Barclays Bank has introduced a novel mortgage product, the “mortgage boost,” designed to assist both first-time buyers and existing homeowners in navigating the challenging current housing market. This innovative approach allows applicants to add another individual to their mortgage application, effectively combining their incomes to enhance borrowing power. This can enable prospective buyers to secure a larger mortgage with a smaller deposit or facilitate a move to a more substantial property. While the additional person shares responsibility for the mortgage repayment, they are not required to be listed on the property deeds or hold ownership. Barclays’ illustrative example demonstrates how a potential borrower with a £37,500 annual income and a £30,000 deposit could typically borrow £168,375, permitting a purchase of a home worth up to £198,375. Utilizing the mortgage boost, by incorporating another individual with a similar income, the borrowing power increases significantly to £270,000, bringing the average UK house price of £282,000 within reach. This product complements Barclays’ existing “family springboard mortgage” which allows family members to contribute a lump sum towards the deposit.

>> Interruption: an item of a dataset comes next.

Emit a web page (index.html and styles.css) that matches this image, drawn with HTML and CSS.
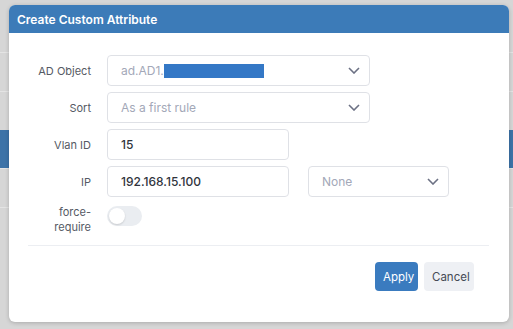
FILE: index.html
```html
<!DOCTYPE html>
<html lang="en">
<head>
    <meta charset="UTF-8">
    <meta name="viewport" content="width=device-width, initial-scale=1.0">
    <title>Create Custom Attribute</title>
    <link rel="stylesheet" href="styles.css">
</head>
<body>

    <!-- page behind the dialog -->
    <div class="page">
        <div class="page-row"></div>
        <div class="page-row"></div>
        <div class="page-row active"></div>
        <div class="page-row"></div>
        <div class="page-row"></div>
    </div>

    <div class="modal">
        <div class="modal-header">Create Custom Attribute</div>

        <div class="modal-body">
            <div class="form-row">
                <label>AD Object</label>
                <div class="field select wide">
                    <span class="placeholder">ad.AD1.<span class="redact"></span></span>
                    <svg class="chevron" viewBox="0 0 12 7"><path d="M1 1l5 5 5-5"/></svg>
                </div>
            </div>

            <div class="form-row">
                <label>Sort</label>
                <div class="field select wide">
                    <span class="placeholder">As a first rule</span>
                    <svg class="chevron" viewBox="0 0 12 7"><path d="M1 1l5 5 5-5"/></svg>
                </div>
            </div>

            <div class="form-row">
                <label>Vlan ID</label>
                <div class="field short"><span class="value">15</span></div>
            </div>

            <div class="form-row">
                <label>IP</label>
                <div class="ip-group">
                    <div class="field short"><span class="value">192.168.15.100</span></div>
                    <div class="field select mask">
                        <span class="placeholder">None</span>
                        <svg class="chevron" viewBox="0 0 12 7"><path d="M1 1l5 5 5-5"/></svg>
                    </div>
                </div>
            </div>

            <div class="form-row toggle-row">
                <label>force-<br>require</label>
                <div class="toggle"><span class="knob"></span></div>
            </div>
        </div>

        <div class="modal-footer">
            <button class="btn btn-primary">Apply</button>
            <button class="btn btn-light">Cancel</button>
        </div>
    </div>

</body>
</html>
```

FILE: styles.css
```css
body {
    margin: 0;
    font-family: Inter, "Open Sans", sans-serif;
    background-color: #d6d6d6;
    height: 329px;
    overflow: hidden;
}

.page {
    padding-top: 52px;
}

.page-row {
    height: 38px;
    border-top: 1px solid #e4e4e4;
}

.page-row.active {
    background-color: #3d73a8;
    border-top: none;
}

.modal {
    position: absolute;
    top: 5px;
    left: 9px;
    width: 500px;
    height: 317px;
    background: white;
    border-radius: 6px;
    overflow: hidden;
    box-shadow: 0 1px 4px rgba(0, 0, 0, 0.2);
}

.modal-header {
    height: 28px;
    background-color: #3c7bb8;
    color: white;
    font-size: 12px;
    font-weight: 600;
    line-height: 29px;
    padding-left: 8px;
}

.modal-body {
    padding: 22px 20px 0 20px;
    display: flex;
    flex-direction: column;
    gap: 6px;
}

.form-row {
    display: grid;
    grid-template-columns: 62px 1fr;
    column-gap: 16px;
    align-items: center;
}

.form-row label {
    text-align: right;
    font-size: 11px;
    color: #555a64;
}

.field {
    height: 29px;
    border: 1px solid #dfe1e6;
    border-radius: 4px;
    display: flex;
    align-items: center;
    padding: 0 13px;
    font-size: 12px;
}

.wide {
    width: 235px;
}

.short {
    width: 154px;
}

.mask {
    width: 113px;
}

.select {
    justify-content: space-between;
}

.ip-group {
    display: flex;
    gap: 19px;
}

.placeholder {
    color: #a3a8b8;
    display: flex;
    align-items: center;
}

.value {
    color: #30343c;
    font-weight: 500;
}

.redact {
    display: inline-block;
    width: 100px;
    height: 14px;
    background-color: #3478c6;
}

.chevron {
    width: 12px;
    height: 7px;
    fill: none;
    stroke: #6c7184;
    stroke-width: 1.6;
    margin-right: -4px;
}

.toggle-row {
    margin-top: 2px;
    align-items: start;
}

.toggle-row label {
    line-height: 15px;
}

.toggle {
    width: 35px;
    height: 20px;
    border-radius: 10px;
    background-color: #eaedf1;
    margin-top: 1px;
    position: relative;
}

.knob {
    position: absolute;
    top: 2px;
    left: 2px;
    width: 16px;
    height: 16px;
    border-radius: 50%;
    background: white;
    box-shadow: 0 1px 2px rgba(0, 0, 0, 0.15);
}

.modal-footer {
    margin: 10px 20px 0 19px;
    border-top: 1px solid #eceef2;
    padding: 16px 15px 0 0;
    display: flex;
    justify-content: flex-end;
    gap: 6px;
}

.btn {
    height: 29px;
    border: none;
    border-radius: 4px;
    font-family: inherit;
    font-size: 11.5px;
    padding: 0 8px;
    cursor: pointer;
}

.btn-primary {
    background-color: #3a7bbf;
    color: white;
    width: 43px;
}

.btn-light {
    background-color: #eef0f4;
    color: #454a55;
    width: 50px;
}
```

The mortgage boost product offers a five-year fixed interest rate, currently set at 5.52% for a 95% loan-to-value (LTV) mortgage and 5.76% for a 100% LTV mortgage, capped at a maximum loan amount of £500,000. The LTV ratio represents the proportion of the property’s value covered by the mortgage compared to the deposit amount. A higher LTV signifies a larger mortgage relative to the deposit. This product caters to both residential and buy-to-let mortgage applications. Experts have lauded the initiative as a valuable tool in a market where rising interest rates are impacting affordability. It is particularly beneficial for first-time buyers struggling to meet lending criteria independently. However, it’s crucial to acknowledge the significant responsibility associated with co-signing a mortgage, as the added individual becomes equally liable for repayments, even without property ownership.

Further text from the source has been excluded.